In April, when the coronavirus outbreak was at its peak in the UK and tearing through hospitals, junior doctor Rebecca Thornton’s mental health took a turn for the worse and she ended up having to be sectioned.
Even now, three months later, she cannot face going back to her job and thinks it will take her a year to recover from some of the horrors she saw while working on a Covid ward in a deprived area of London.
“It was horrendous,” Thornton recalls. “It’s so harrowing to watch people die, day in, day out. Every time someone passed away, I’d say, ‘This is my fault’. Eventually I stopped eating and sleeping.”
Thornton’s case may sound extreme but her experiences of working through Covid are far from unique. More than 1,000 doctors plan to quit the NHS over the government’s handling of the pandemic, according to a recent survey, with some citing burnout as a cause.
A psychologist offering services to NHS staff throughout the UK, who asked to remain anonymous, has witnessed the toll on staff. “I’ve seen signs of PTSD in some healthcare workers,” she says. “Staff really stood up to the plate and worked incredibly hard. It was a crisis situation that moved very quickly ... After it subsided a little bit, the tiredness became very clear.”
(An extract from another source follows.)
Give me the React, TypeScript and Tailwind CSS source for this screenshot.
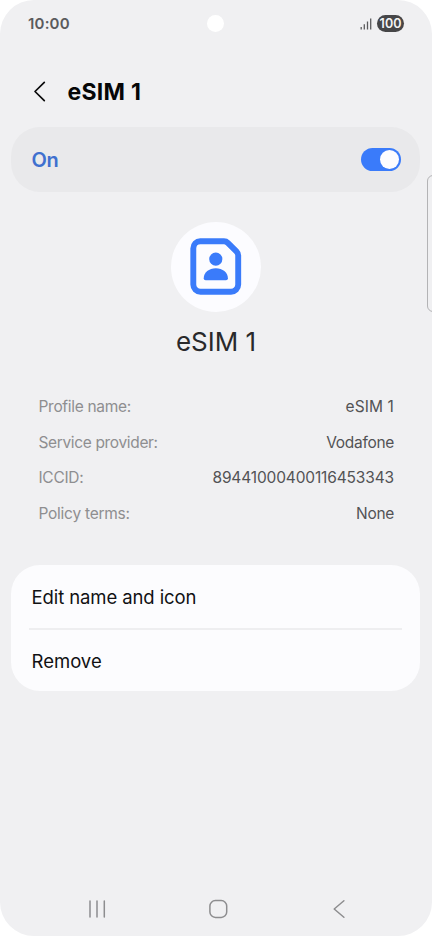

Roisin Fitzsimons, who is head of the Nightingale Academy, which provides a platform to share best practice in nursing and midwifery, and consultant nurse at Guy’s and St Thomas’ NHS foundation trust, also worries about the looming threat of an uncertain future. “Are our staff prepared? Do they have the resilience to go through this again? That’s the worry and that’s the unknown. Burnout is hitting people now. People are processing and realising what they’ve gone through.”